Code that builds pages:
☆ ☆ ☆

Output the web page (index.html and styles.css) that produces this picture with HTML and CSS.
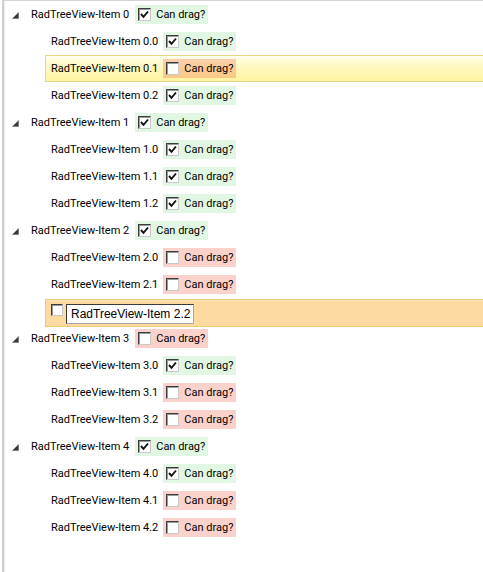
FILE: index.html
```html
<!DOCTYPE html>
<html lang="en">
<head>
<meta charset="utf-8">
<title>RadTreeView drag options</title>
<link rel="stylesheet" href="styles.css">
</head>
<body>
<div class="tree">
  <!-- Item 0 -->
  <div class="row root">
    <span class="toggle"><svg width="7" height="7" viewBox="0 0 7 7"><polygon points="6.5,0.5 6.5,6.5 0.5,6.5" /></svg></span>
    <span class="item"><span class="label">RadTreeView-Item 0</span><span class="drag on"><span class="cb"><svg viewBox="0 0 11 11"><polyline points="2,5 4.5,7.8 9,2.5" /></svg></span><span>Can drag?</span></span></span>
  </div>
  <div class="row child">
    <span class="item"><span class="label">RadTreeView-Item 0.0</span><span class="drag on"><span class="cb"><svg viewBox="0 0 11 11"><polyline points="2,5 4.5,7.8 9,2.5" /></svg></span><span>Can drag?</span></span></span>
  </div>
  <div class="row child">
    <span class="item hover"><span class="label">RadTreeView-Item 0.1</span><span class="drag off"><span class="cb"></span><span>Can drag?</span></span></span>
  </div>
  <div class="row child">
    <span class="item"><span class="label">RadTreeView-Item 0.2</span><span class="drag on"><span class="cb"><svg viewBox="0 0 11 11"><polyline points="2,5 4.5,7.8 9,2.5" /></svg></span><span>Can drag?</span></span></span>
  </div>

  <!-- Item 1 -->
  <div class="row root">
    <span class="toggle"><svg width="7" height="7" viewBox="0 0 7 7"><polygon points="6.5,0.5 6.5,6.5 0.5,6.5" /></svg></span>
    <span class="item"><span class="label">RadTreeView-Item 1</span><span class="drag on"><span class="cb"><svg viewBox="0 0 11 11"><polyline points="2,5 4.5,7.8 9,2.5" /></svg></span><span>Can drag?</span></span></span>
  </div>
  <div class="row child">
    <span class="item"><span class="label">RadTreeView-Item 1.0</span><span class="drag on"><span class="cb"><svg viewBox="0 0 11 11"><polyline points="2,5 4.5,7.8 9,2.5" /></svg></span><span>Can drag?</span></span></span>
  </div>
  <div class="row child">
    <span class="item"><span class="label">RadTreeView-Item 1.1</span><span class="drag on"><span class="cb"><svg viewBox="0 0 11 11"><polyline points="2,5 4.5,7.8 9,2.5" /></svg></span><span>Can drag?</span></span></span>
  </div>
  <div class="row child">
    <span class="item"><span class="label">RadTreeView-Item 1.2</span><span class="drag on"><span class="cb"><svg viewBox="0 0 11 11"><polyline points="2,5 4.5,7.8 9,2.5" /></svg></span><span>Can drag?</span></span></span>
  </div>

  <!-- Item 2 -->
  <div class="row root">
    <span class="toggle"><svg width="7" height="7" viewBox="0 0 7 7"><polygon points="6.5,0.5 6.5,6.5 0.5,6.5" /></svg></span>
    <span class="item"><span class="label">RadTreeView-Item 2</span><span class="drag on"><span class="cb"><svg viewBox="0 0 11 11"><polyline points="2,5 4.5,7.8 9,2.5" /></svg></span><span>Can drag?</span></span></span>
  </div>
  <div class="row child">
    <span class="item"><span class="label">RadTreeView-Item 2.0</span><span class="drag off"><span class="cb"></span><span>Can drag?</span></span></span>
  </div>
  <div class="row child">
    <span class="item"><span class="label">RadTreeView-Item 2.1</span><span class="drag off"><span class="cb"></span><span>Can drag?</span></span></span>
  </div>
  <div class="row child">
    <span class="item editing"><span class="cb small"></span><span class="editor">RadTreeView-Item 2.2</span></span>
  </div>

  <!-- Item 3 -->
  <div class="row root">
    <span class="toggle"><svg width="7" height="7" viewBox="0 0 7 7"><polygon points="6.5,0.5 6.5,6.5 0.5,6.5" /></svg></span>
    <span class="item"><span class="label">RadTreeView-Item 3</span><span class="drag off"><span class="cb"></span><span>Can drag?</span></span></span>
  </div>
  <div class="row child">
    <span class="item"><span class="label">RadTreeView-Item 3.0</span><span class="drag on"><span class="cb"><svg viewBox="0 0 11 11"><polyline points="2,5 4.5,7.8 9,2.5" /></svg></span><span>Can drag?</span></span></span>
  </div>
  <div class="row child">
    <span class="item"><span class="label">RadTreeView-Item 3.1</span><span class="drag off"><span class="cb"></span><span>Can drag?</span></span></span>
  </div>
  <div class="row child">
    <span class="item"><span class="label">RadTreeView-Item 3.2</span><span class="drag off"><span class="cb"></span><span>Can drag?</span></span></span>
  </div>

  <!-- Item 4 -->
  <div class="row root">
    <span class="toggle"><svg width="7" height="7" viewBox="0 0 7 7"><polygon points="6.5,0.5 6.5,6.5 0.5,6.5" /></svg></span>
    <span class="item"><span class="label">RadTreeView-Item 4</span><span class="drag on"><span class="cb"><svg viewBox="0 0 11 11"><polyline points="2,5 4.5,7.8 9,2.5" /></svg></span><span>Can drag?</span></span></span>
  </div>
  <div class="row child">
    <span class="item"><span class="label">RadTreeView-Item 4.0</span><span class="drag on"><span class="cb"><svg viewBox="0 0 11 11"><polyline points="2,5 4.5,7.8 9,2.5" /></svg></span><span>Can drag?</span></span></span>
  </div>
  <div class="row child">
    <span class="item"><span class="label">RadTreeView-Item 4.1</span><span class="drag off"><span class="cb"></span><span>Can drag?</span></span></span>
  </div>
  <div class="row child">
    <span class="item"><span class="label">RadTreeView-Item 4.2</span><span class="drag off"><span class="cb"></span><span>Can drag?</span></span></span>
  </div>
</div>
</body>
</html>
```

FILE: styles.css
```css
html, body {
  margin: 0;
  padding: 0;
  background: #ffffff;
  height: 100%;
}

body {
  font-family: Roboto, "Liberation Sans", Arial, sans-serif;
  font-size: 11px;
  color: #000000;
}

/* tree frame: grey rule on the top and a doubled rule on the left */
.tree {
  box-sizing: border-box;
  min-height: 100%;
  margin-left: 2px;
  border-left: 2px solid #cfcfcf;
  border-top: 1px solid #d4d4d4;
  box-shadow: inset 1px 0 0 #ececec;
}

.row {
  display: flex;
  height: 27px;
}

.root {
  padding-left: 0;
}

.child {
  padding-left: 41px;
}

.toggle {
  display: flex;
  align-items: center;
  width: 27px;
  padding-left: 8px;
  padding-top: 2px;
  box-sizing: border-box;
  flex: none;
}

.toggle svg {
  display: block;
}

.toggle polygon {
  fill: #3a3a3a;
  stroke: #6a6a6a;
  stroke-width: 0.6;
}

.item {
  display: flex;
  align-items: center;
  flex: 1;
  box-sizing: border-box;
  white-space: nowrap;
}

.child .item {
  padding-left: 5px;
  border: 1px solid transparent;
  border-right: 0;
}

.item.hover {
  background: linear-gradient(to bottom, #fffdea 0%, #fff8bf 45%, #fff4a2 100%);
  border-color: #e6d488;
  box-shadow: inset 0 1px 0 #fffef6;
}

.item.editing {
  align-items: flex-start;
  padding-top: 4px;
  margin-top: 1px;
  height: 28px;
  background: #fddba0;
  border-color: #ebcb78;
  box-shadow: inset 0 1px 0 #fee7bd;
}

/* "Can drag?" chip: green when dragging is allowed, red when not */
.drag {
  display: flex;
  align-items: center;
  gap: 5px;
  height: 19px;
  margin-left: 6px;
  padding: 0 3px 0 3px;
}

.child .drag {
  margin-left: 5px;
}

.drag.on {
  background: rgba(30, 190, 40, 0.13);
}

.drag.off {
  background: rgba(235, 40, 10, 0.21);
}

.cb {
  display: block;
  width: 13px;
  height: 13px;
  box-sizing: border-box;
  background: #ffffff;
  border-top: 1px solid #3c3c3c;
  border-left: 1px solid #3c3c3c;
  border-right: 1px solid #c9c9c9;
  border-bottom: 1px solid #c9c9c9;
  box-shadow: inset 1px 1px 0 #9a9a9a;
  flex: none;
}

.cb svg {
  display: block;
  width: 11px;
  height: 11px;
}

.cb polyline {
  fill: none;
  stroke: #111111;
  stroke-width: 1.9;
}

.cb.small {
  width: 12px;
  height: 12px;
}

.editor {
  display: block;
  margin-left: 3px;
  width: 128px;
  height: 20px;
  box-sizing: border-box;
  padding: 1px 0 0 4px;
  background: #ffffff;
  border-top: 1px solid #3a3a3a;
  border-left: 1px solid #3a3a3a;
  border-right: 1px solid #a8a8a8;
  border-bottom: 1px solid #a8a8a8;
  font-family: "Liberation Sans", Arial, sans-serif;
  font-size: 12px;
  line-height: 17px;
}
```
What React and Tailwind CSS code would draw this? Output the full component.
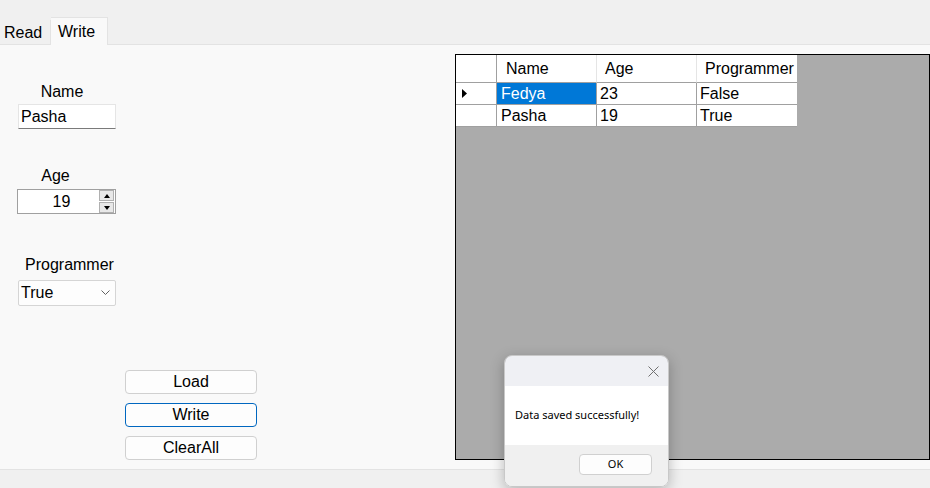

☆ ☆ ☆

Scan the listing above for the word "this" and show each line where it is found.

- The reply
Output the web page (index.html and styles.css) that produces this picture with HTML and CSS.
What React and Tailwind CSS code would draw this? Output the full component.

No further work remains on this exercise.